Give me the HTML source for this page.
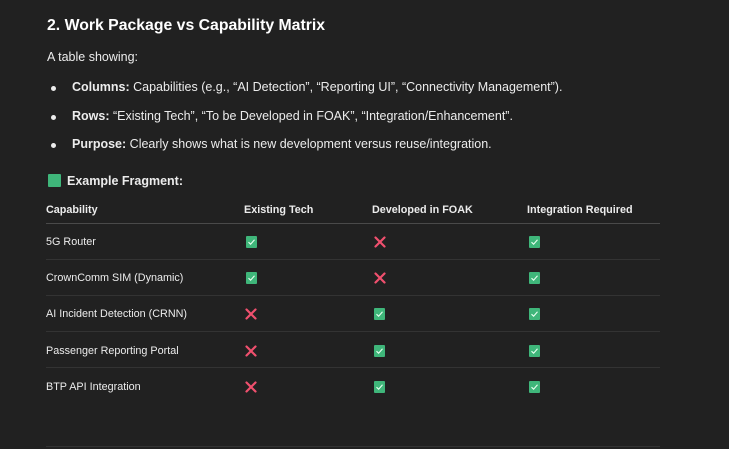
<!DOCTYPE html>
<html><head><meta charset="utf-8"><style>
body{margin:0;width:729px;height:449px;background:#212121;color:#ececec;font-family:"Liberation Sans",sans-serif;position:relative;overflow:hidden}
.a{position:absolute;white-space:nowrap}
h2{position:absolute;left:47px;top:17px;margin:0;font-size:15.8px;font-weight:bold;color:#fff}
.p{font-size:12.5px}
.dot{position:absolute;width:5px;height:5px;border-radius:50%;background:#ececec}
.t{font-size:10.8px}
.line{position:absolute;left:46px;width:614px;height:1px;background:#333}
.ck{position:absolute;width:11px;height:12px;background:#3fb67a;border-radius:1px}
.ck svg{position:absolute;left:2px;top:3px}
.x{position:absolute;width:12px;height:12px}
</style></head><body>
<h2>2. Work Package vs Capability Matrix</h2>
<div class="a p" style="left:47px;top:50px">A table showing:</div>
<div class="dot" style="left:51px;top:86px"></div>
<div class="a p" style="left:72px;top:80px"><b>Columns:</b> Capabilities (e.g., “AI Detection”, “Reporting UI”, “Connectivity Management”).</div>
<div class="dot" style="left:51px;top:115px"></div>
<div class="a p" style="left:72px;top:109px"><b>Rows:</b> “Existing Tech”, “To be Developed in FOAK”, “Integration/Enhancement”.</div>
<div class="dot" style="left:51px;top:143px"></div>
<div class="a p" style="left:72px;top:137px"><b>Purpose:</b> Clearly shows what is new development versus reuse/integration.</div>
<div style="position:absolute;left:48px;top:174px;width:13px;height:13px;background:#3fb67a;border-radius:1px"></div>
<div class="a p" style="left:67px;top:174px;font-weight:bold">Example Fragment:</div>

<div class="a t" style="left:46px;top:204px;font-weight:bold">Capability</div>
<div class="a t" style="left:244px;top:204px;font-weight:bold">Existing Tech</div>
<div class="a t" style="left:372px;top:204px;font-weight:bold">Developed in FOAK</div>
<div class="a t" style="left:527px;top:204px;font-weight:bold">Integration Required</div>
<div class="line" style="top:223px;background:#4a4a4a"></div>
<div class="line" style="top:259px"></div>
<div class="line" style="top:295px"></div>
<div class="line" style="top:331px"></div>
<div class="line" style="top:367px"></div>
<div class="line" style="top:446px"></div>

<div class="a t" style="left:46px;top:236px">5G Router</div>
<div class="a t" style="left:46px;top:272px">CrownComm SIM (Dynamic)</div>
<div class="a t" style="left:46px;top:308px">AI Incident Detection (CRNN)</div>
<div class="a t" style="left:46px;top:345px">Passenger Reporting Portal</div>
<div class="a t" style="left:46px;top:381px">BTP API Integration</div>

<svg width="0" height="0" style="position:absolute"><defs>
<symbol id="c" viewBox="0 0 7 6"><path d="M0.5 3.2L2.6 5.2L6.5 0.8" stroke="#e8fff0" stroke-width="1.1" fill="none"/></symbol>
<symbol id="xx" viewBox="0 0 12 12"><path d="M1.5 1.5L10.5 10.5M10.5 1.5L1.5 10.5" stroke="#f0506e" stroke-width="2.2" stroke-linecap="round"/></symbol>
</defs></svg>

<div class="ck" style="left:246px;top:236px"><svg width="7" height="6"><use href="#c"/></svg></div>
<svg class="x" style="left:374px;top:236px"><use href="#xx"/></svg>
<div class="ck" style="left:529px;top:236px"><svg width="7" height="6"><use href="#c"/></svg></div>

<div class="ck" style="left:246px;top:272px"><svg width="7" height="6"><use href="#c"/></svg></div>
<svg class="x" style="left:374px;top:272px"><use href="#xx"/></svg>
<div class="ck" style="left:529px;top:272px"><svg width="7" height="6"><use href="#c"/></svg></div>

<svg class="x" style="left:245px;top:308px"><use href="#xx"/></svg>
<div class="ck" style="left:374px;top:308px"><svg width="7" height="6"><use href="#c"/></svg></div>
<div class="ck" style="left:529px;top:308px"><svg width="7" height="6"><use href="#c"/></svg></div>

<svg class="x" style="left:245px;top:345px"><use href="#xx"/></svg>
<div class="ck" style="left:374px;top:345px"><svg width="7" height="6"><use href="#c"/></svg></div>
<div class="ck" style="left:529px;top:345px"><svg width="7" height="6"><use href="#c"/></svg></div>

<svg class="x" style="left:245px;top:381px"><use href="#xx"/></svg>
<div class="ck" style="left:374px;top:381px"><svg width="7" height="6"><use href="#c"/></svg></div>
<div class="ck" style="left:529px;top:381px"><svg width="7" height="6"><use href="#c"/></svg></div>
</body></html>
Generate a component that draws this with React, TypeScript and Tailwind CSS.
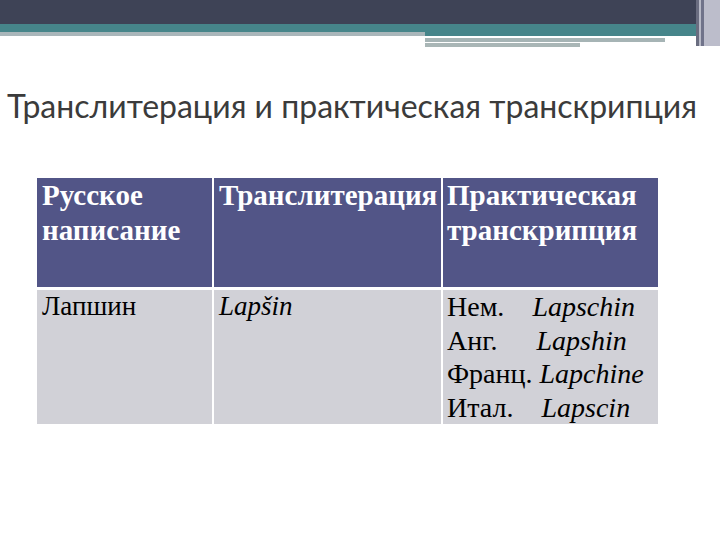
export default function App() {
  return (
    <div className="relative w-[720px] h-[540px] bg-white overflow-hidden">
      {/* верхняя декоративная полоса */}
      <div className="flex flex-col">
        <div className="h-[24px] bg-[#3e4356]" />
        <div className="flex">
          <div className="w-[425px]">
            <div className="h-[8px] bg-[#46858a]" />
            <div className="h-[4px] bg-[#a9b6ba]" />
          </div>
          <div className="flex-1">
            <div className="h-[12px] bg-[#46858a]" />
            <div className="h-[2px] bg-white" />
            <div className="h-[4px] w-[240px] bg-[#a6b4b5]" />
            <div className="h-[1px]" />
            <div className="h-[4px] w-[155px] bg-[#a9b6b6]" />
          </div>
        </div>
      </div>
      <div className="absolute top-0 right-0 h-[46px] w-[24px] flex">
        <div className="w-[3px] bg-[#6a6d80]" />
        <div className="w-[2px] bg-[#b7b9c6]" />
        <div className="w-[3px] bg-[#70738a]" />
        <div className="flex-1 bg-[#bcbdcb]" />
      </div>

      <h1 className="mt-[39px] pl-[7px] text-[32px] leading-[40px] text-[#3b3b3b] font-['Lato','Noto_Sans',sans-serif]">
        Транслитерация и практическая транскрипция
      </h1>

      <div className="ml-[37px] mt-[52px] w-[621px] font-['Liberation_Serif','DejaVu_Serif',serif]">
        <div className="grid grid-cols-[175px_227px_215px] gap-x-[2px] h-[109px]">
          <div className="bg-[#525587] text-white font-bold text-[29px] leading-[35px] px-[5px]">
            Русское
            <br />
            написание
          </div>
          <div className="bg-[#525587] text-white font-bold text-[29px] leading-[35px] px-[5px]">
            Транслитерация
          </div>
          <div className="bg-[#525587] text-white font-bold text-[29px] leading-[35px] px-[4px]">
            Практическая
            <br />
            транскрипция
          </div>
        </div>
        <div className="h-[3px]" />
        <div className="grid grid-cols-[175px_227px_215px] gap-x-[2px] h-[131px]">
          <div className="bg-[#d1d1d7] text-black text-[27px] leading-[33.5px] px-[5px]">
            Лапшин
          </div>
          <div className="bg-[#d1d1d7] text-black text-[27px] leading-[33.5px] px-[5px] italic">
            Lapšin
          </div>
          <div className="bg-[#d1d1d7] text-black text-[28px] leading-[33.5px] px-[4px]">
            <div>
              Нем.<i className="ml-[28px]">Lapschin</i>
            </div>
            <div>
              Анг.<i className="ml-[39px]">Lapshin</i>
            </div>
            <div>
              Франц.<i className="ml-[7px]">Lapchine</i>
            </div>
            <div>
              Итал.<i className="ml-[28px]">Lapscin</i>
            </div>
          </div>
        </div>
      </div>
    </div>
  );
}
------------------------------
PROBLEM STATEMENT: Leave the pictures out and reproduce all of the records exactly.

FINAL ANSWER:
Give me the HTML source for this page.
<!DOCTYPE html>
<html><head><meta charset="utf-8"><style>
body{margin:0;width:729px;height:449px;background:#212121;color:#ececec;font-family:"Liberation Sans",sans-serif;position:relative;overflow:hidden}
.a{position:absolute;white-space:nowrap}
h2{position:absolute;left:47px;top:17px;margin:0;font-size:15.8px;font-weight:bold;color:#fff}
.p{font-size:12.5px}
.dot{position:absolute;width:5px;height:5px;border-radius:50%;background:#ececec}
.t{font-size:10.8px}
.line{position:absolute;left:46px;width:614px;height:1px;background:#333}
.ck{position:absolute;width:11px;height:12px;background:#3fb67a;border-radius:1px}
.ck svg{position:absolute;left:2px;top:3px}
.x{position:absolute;width:12px;height:12px}
</style></head><body>
<h2>2. Work Package vs Capability Matrix</h2>
<div class="a p" style="left:47px;top:50px">A table showing:</div>
<div class="dot" style="left:51px;top:86px"></div>
<div class="a p" style="left:72px;top:80px"><b>Columns:</b> Capabilities (e.g., “AI Detection”, “Reporting UI”, “Connectivity Management”).</div>
<div class="dot" style="left:51px;top:115px"></div>
<div class="a p" style="left:72px;top:109px"><b>Rows:</b> “Existing Tech”, “To be Developed in FOAK”, “Integration/Enhancement”.</div>
<div class="dot" style="left:51px;top:143px"></div>
<div class="a p" style="left:72px;top:137px"><b>Purpose:</b> Clearly shows what is new development versus reuse/integration.</div>
<div style="position:absolute;left:48px;top:174px;width:13px;height:13px;background:#3fb67a;border-radius:1px"></div>
<div class="a p" style="left:67px;top:174px;font-weight:bold">Example Fragment:</div>

<div class="a t" style="left:46px;top:204px;font-weight:bold">Capability</div>
<div class="a t" style="left:244px;top:204px;font-weight:bold">Existing Tech</div>
<div class="a t" style="left:372px;top:204px;font-weight:bold">Developed in FOAK</div>
<div class="a t" style="left:527px;top:204px;font-weight:bold">Integration Required</div>
<div class="line" style="top:223px;background:#4a4a4a"></div>
<div class="line" style="top:259px"></div>
<div class="line" style="top:295px"></div>
<div class="line" style="top:331px"></div>
<div class="line" style="top:367px"></div>
<div class="line" style="top:446px"></div>

<div class="a t" style="left:46px;top:236px">5G Router</div>
<div class="a t" style="left:46px;top:272px">CrownComm SIM (Dynamic)</div>
<div class="a t" style="left:46px;top:308px">AI Incident Detection (CRNN)</div>
<div class="a t" style="left:46px;top:345px">Passenger Reporting Portal</div>
<div class="a t" style="left:46px;top:381px">BTP API Integration</div>

<svg width="0" height="0" style="position:absolute"><defs>
<symbol id="c" viewBox="0 0 7 6"><path d="M0.5 3.2L2.6 5.2L6.5 0.8" stroke="#e8fff0" stroke-width="1.1" fill="none"/></symbol>
<symbol id="xx" viewBox="0 0 12 12"><path d="M1.5 1.5L10.5 10.5M10.5 1.5L1.5 10.5" stroke="#f0506e" stroke-width="2.2" stroke-linecap="round"/></symbol>
</defs></svg>

<div class="ck" style="left:246px;top:236px"><svg width="7" height="6"><use href="#c"/></svg></div>
<svg class="x" style="left:374px;top:236px"><use href="#xx"/></svg>
<div class="ck" style="left:529px;top:236px"><svg width="7" height="6"><use href="#c"/></svg></div>

<div class="ck" style="left:246px;top:272px"><svg width="7" height="6"><use href="#c"/></svg></div>
<svg class="x" style="left:374px;top:272px"><use href="#xx"/></svg>
<div class="ck" style="left:529px;top:272px"><svg width="7" height="6"><use href="#c"/></svg></div>

<svg class="x" style="left:245px;top:308px"><use href="#xx"/></svg>
<div class="ck" style="left:374px;top:308px"><svg width="7" height="6"><use href="#c"/></svg></div>
<div class="ck" style="left:529px;top:308px"><svg width="7" height="6"><use href="#c"/></svg></div>

<svg class="x" style="left:245px;top:345px"><use href="#xx"/></svg>
<div class="ck" style="left:374px;top:345px"><svg width="7" height="6"><use href="#c"/></svg></div>
<div class="ck" style="left:529px;top:345px"><svg width="7" height="6"><use href="#c"/></svg></div>

<svg class="x" style="left:245px;top:381px"><use href="#xx"/></svg>
<div class="ck" style="left:374px;top:381px"><svg width="7" height="6"><use href="#c"/></svg></div>
<div class="ck" style="left:529px;top:381px"><svg width="7" height="6"><use href="#c"/></svg></div>
</body></html>
Generate a component that draws this with React, TypeScript and Tailwind CSS.
export default function App() {
  return (
    <div className="relative w-[720px] h-[540px] bg-white overflow-hidden">
      {/* верхняя декоративная полоса */}
      <div className="flex flex-col">
        <div className="h-[24px] bg-[#3e4356]" />
        <div className="flex">
          <div className="w-[425px]">
            <div className="h-[8px] bg-[#46858a]" />
            <div className="h-[4px] bg-[#a9b6ba]" />
          </div>
          <div className="flex-1">
            <div className="h-[12px] bg-[#46858a]" />
            <div className="h-[2px] bg-white" />
            <div className="h-[4px] w-[240px] bg-[#a6b4b5]" />
            <div className="h-[1px]" />
            <div className="h-[4px] w-[155px] bg-[#a9b6b6]" />
          </div>
        </div>
      </div>
      <div className="absolute top-0 right-0 h-[46px] w-[24px] flex">
        <div className="w-[3px] bg-[#6a6d80]" />
        <div className="w-[2px] bg-[#b7b9c6]" />
        <div className="w-[3px] bg-[#70738a]" />
        <div className="flex-1 bg-[#bcbdcb]" />
      </div>

      <h1 className="mt-[39px] pl-[7px] text-[32px] leading-[40px] text-[#3b3b3b] font-['Lato','Noto_Sans',sans-serif]">
        Транслитерация и практическая транскрипция
      </h1>

      <div className="ml-[37px] mt-[52px] w-[621px] font-['Liberation_Serif','DejaVu_Serif',serif]">
        <div className="grid grid-cols-[175px_227px_215px] gap-x-[2px] h-[109px]">
          <div className="bg-[#525587] text-white font-bold text-[29px] leading-[35px] px-[5px]">
            Русское
            <br />
            написание
          </div>
          <div className="bg-[#525587] text-white font-bold text-[29px] leading-[35px] px-[5px]">
            Транслитерация
          </div>
          <div className="bg-[#525587] text-white font-bold text-[29px] leading-[35px] px-[4px]">
            Практическая
            <br />
            транскрипция
          </div>
        </div>
        <div className="h-[3px]" />
        <div className="grid grid-cols-[175px_227px_215px] gap-x-[2px] h-[131px]">
          <div className="bg-[#d1d1d7] text-black text-[27px] leading-[33.5px] px-[5px]">
            Лапшин
          </div>
          <div className="bg-[#d1d1d7] text-black text-[27px] leading-[33.5px] px-[5px] italic">
            Lapšin
          </div>
          <div className="bg-[#d1d1d7] text-black text-[28px] leading-[33.5px] px-[4px]">
            <div>
              Нем.<i className="ml-[28px]">Lapschin</i>
            </div>
            <div>
              Анг.<i className="ml-[39px]">Lapshin</i>
            </div>
            <div>
              Франц.<i className="ml-[7px]">Lapchine</i>
            </div>
            <div>
              Итал.<i className="ml-[28px]">Lapscin</i>
            </div>
          </div>
        </div>
      </div>
    </div>
  );
}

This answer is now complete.